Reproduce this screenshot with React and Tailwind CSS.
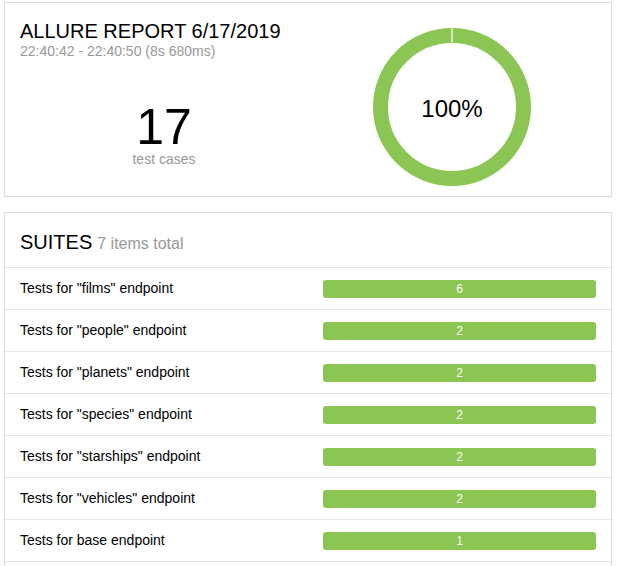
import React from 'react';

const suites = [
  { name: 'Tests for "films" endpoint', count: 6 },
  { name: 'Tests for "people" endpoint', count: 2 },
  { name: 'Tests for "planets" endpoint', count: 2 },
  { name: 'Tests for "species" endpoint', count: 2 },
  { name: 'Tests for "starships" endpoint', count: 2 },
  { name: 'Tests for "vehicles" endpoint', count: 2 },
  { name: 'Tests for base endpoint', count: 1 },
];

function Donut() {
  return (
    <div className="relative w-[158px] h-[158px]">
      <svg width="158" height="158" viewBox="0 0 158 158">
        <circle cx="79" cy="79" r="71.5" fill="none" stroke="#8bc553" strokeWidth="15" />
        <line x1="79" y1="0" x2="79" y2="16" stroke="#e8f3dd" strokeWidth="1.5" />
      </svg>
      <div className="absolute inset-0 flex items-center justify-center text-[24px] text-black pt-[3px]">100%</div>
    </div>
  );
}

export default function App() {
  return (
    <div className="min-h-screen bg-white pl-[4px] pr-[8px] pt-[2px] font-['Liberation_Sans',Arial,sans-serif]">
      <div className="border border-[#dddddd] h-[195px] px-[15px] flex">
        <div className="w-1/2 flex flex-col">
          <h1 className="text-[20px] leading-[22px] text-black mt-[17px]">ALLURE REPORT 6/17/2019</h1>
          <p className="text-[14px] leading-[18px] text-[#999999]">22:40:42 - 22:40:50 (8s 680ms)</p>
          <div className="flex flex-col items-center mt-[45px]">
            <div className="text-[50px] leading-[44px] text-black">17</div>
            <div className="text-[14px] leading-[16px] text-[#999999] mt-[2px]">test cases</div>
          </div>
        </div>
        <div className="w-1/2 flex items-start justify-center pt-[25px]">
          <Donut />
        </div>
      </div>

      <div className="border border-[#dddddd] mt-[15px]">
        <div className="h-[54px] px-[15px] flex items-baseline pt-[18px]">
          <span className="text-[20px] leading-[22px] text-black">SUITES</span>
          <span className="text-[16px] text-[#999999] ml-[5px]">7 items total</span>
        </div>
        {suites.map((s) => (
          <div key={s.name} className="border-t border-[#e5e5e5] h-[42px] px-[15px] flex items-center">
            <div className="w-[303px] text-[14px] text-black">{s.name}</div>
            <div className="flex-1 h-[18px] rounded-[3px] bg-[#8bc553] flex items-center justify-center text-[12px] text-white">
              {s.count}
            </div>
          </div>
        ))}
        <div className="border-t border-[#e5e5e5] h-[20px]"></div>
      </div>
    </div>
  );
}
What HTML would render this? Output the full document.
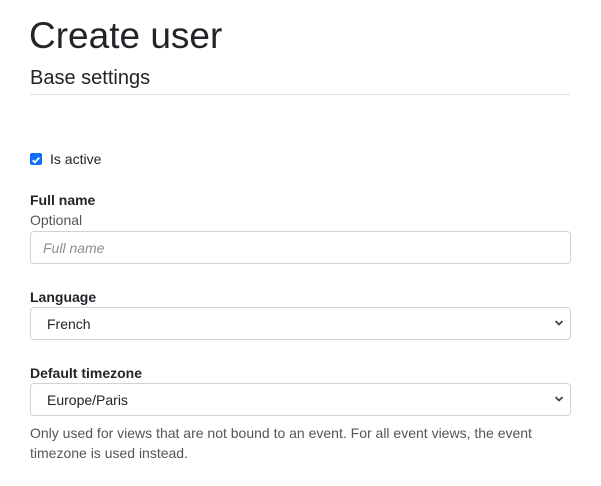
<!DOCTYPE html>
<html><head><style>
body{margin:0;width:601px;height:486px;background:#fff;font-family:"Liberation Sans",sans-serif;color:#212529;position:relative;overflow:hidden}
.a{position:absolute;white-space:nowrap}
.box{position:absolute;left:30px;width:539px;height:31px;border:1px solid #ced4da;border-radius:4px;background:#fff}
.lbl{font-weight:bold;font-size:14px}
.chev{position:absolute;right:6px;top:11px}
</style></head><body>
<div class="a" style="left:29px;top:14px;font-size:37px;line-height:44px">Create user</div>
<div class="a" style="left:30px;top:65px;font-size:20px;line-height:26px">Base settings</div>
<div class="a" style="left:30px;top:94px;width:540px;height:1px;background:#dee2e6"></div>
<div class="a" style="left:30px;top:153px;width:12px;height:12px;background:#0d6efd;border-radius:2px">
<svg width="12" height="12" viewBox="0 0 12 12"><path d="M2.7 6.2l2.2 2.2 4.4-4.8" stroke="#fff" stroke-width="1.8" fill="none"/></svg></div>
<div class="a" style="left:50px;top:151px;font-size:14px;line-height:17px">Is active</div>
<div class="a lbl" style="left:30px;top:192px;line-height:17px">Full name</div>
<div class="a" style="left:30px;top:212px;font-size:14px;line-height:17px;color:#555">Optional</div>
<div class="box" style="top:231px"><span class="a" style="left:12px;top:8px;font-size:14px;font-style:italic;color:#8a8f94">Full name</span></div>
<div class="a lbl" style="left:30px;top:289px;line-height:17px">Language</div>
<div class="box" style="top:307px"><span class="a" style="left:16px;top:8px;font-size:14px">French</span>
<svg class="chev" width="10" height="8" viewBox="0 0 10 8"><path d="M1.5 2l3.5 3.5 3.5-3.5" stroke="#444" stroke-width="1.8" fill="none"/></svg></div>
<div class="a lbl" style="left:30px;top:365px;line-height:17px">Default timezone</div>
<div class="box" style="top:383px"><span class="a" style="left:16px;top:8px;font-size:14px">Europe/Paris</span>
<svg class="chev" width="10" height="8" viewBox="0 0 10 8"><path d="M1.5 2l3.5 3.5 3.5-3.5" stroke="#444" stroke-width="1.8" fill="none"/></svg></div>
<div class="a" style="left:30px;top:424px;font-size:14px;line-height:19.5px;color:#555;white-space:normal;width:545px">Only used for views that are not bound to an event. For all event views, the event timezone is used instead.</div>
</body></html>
==
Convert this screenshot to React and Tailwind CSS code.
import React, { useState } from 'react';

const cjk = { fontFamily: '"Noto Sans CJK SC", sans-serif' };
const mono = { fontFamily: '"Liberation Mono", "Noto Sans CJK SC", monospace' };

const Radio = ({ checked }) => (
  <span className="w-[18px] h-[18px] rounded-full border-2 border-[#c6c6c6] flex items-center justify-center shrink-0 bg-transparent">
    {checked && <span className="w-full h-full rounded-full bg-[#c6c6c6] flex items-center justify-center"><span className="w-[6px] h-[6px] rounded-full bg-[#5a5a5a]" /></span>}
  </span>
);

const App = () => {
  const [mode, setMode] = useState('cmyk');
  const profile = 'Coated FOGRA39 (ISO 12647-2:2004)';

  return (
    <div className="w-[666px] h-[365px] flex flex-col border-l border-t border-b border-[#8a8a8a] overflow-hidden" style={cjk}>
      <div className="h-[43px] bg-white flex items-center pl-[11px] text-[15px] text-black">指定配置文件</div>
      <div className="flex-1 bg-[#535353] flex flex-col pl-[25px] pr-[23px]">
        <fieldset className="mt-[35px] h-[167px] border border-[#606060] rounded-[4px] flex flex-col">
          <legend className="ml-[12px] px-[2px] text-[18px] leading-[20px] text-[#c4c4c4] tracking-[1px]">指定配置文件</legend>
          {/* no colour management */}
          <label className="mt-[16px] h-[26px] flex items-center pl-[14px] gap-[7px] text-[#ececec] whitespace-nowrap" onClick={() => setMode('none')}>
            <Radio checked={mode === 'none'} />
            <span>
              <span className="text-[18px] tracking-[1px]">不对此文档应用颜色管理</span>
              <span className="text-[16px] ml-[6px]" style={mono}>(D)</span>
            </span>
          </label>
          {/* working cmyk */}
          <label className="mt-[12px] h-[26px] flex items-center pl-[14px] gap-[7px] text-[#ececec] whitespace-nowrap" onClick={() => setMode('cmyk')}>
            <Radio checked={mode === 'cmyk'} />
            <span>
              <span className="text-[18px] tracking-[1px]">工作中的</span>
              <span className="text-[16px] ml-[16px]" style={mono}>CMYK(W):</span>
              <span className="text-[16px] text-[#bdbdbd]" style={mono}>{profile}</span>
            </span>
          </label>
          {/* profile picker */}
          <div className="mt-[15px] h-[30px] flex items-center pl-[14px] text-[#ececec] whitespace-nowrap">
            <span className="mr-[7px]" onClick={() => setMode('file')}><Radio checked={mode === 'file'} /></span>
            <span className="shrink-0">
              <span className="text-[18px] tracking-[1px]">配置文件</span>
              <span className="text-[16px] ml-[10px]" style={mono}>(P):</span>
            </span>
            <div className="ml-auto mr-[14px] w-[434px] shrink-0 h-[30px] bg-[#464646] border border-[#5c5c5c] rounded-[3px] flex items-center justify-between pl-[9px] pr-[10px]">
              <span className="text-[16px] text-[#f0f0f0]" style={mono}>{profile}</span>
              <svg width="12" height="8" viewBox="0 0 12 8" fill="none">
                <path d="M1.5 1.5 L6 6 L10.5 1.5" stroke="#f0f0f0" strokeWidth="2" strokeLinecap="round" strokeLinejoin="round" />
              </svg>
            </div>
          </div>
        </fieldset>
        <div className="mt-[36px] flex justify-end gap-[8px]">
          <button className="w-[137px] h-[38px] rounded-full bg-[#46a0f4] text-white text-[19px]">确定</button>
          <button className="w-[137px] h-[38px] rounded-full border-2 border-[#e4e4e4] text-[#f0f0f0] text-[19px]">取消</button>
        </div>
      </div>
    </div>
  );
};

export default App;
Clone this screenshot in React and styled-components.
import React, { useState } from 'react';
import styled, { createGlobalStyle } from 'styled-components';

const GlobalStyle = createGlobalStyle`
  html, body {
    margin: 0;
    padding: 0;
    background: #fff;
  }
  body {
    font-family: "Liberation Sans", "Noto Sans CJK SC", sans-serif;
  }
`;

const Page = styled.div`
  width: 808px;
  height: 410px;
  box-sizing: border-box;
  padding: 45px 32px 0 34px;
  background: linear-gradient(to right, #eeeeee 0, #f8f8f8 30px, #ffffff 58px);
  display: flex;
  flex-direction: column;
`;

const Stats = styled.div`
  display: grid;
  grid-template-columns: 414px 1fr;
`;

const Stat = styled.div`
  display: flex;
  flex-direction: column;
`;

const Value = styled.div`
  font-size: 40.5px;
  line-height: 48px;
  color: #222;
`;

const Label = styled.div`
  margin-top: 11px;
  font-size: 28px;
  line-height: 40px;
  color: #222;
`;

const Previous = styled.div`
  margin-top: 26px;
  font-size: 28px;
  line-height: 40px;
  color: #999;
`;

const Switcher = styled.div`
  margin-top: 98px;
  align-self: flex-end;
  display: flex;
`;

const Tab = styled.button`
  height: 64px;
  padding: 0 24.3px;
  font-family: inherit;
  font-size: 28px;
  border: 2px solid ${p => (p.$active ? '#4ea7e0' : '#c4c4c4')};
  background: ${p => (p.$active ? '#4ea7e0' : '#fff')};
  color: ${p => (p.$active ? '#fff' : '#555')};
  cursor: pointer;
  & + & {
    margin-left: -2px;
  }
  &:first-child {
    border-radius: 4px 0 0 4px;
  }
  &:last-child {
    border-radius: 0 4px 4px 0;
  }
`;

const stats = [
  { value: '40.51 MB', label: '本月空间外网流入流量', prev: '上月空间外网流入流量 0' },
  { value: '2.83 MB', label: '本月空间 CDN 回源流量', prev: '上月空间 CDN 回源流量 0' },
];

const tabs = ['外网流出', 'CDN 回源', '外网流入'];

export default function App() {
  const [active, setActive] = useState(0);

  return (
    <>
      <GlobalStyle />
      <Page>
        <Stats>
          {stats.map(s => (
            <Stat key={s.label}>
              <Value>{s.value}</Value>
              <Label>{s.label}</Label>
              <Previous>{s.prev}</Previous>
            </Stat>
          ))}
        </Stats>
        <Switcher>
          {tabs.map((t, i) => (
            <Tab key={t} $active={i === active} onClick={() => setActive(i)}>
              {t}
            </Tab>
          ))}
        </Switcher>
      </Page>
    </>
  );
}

> _Written problem_: Look above for the line with "Reproduce this screenshot" and the line with "import React from 'react';"; set down those two lines and all lines between them exactly, without pictures and without anything else.

> _The solution_:
Reproduce this screenshot with React and Tailwind CSS.
import React from 'react';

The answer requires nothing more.